Breakfast at Tiffany's itself is a novella of c. 100 pages. It's told in the first person from the perspective of an unnamed narrator who is a writer by profession, and has a fresh, light modern style which seems simple but is actually quite finely crafted when you stop to look at it. The broad set-up is similar to the film - Holly Golightly moves into the same brownstone apartment block as the narrator, lives an expensive and aspirational lifestyle funded by her rich lovers, turns out to be the child bride of a simple Texan farmer, gets arrested for inadvertently assisting a drug trafficker, and is then released on bail. But the ending is very different, in that the film gives Holly and the narrator-character (Paul for screen purposes) a romantic happy ending, whereas in the novella she gives him the slip and disappears from New York and his life forever. This is hugely more in keeping with everything we learn about her character over the course of the novella - she is a fly-by-night, living in the moment but always searching for something better, who is fundamentally incapable of settling down anywhere or with anyone. That doesn't mean her portrayal in the film, or its ending, isn't appropriate and satisfying in its own right, of course. It's just that the two have to be treated as quite different animals.
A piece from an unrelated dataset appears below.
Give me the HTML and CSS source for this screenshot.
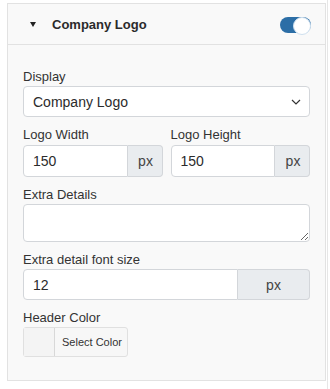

The novella paints a picture of New York living which must have seemed quite shocking at the time (and certainly led to a bit of difficulty getting it published). It's not just Holly's transactional relationships with men, but the fact that she smokes weed, speaks openly about her 'dyke' friends and at one point declares that a person ought to be able to marry men or women because "Love should be allowed. I'm all for it." Indeed, the same sort of subjects come up in two of the other three stories included in the book. The first, 'House of Flowers', is about a Haitian woman who starts the story as a sex worker in Port-au-Prince and ends up going into the mountains to marry a simple farmer (who treats her appallingly). She's a kind of reverse Holly Golightly, in fact. The second, 'A Diamond Guitar', is about an older prisoner who becomes such close friends with a younger man who arrives in the compound one day that "Except that they did not combine their bodies or think to do so, though such things were not unknown at the farm, they were as lovers." Capote himself was gay, but also clearly more broadly interested in challenging conventional morality and exploring the lives of people at the bottom of the social pyramid. The final story, 'A Christmas Memory', is more sentimental and wholesome, featuring the friendship between a young boy and a much older female relative who conspire to make Christmas cakes together despite their very limited means, but Wikipedia confirmed my instinct that it too reflected Capote's personal experiences, drawing on his rather financially and emotionally deprived childhood. I certainly read it at the right time of year, since I finished this book in early December, though I hadn't planned that.
strange_complex: (Lee as M.R. James)
I received these two volumes of graphic adaptations of M.R. James ghost stories for Christmas, and had read both before the end of Boxing Day. John Reppion, one half of the production team, spoke about how he and Leah Moore had approached the stories and showed us some of the artwork from them at the M.R. James conference I went to in York in late September, and I was impressed enough by what I saw to put them on my Amazon wish-list in anticipation of Christmas. My sister did not disappoint, though opening them on Christmas day at her house proved a little dicier than I had reckoned when Christophe (four years old) saw them, realised that they were basically picture-books and demanded a story... I solemnly obliged, but thankfully (as I'd felt pretty safe in predicting), he'd got bored and wandered off by the end of the second page of 'Count Magnus' - though not before having cause to ask what a 'mausoleum' was!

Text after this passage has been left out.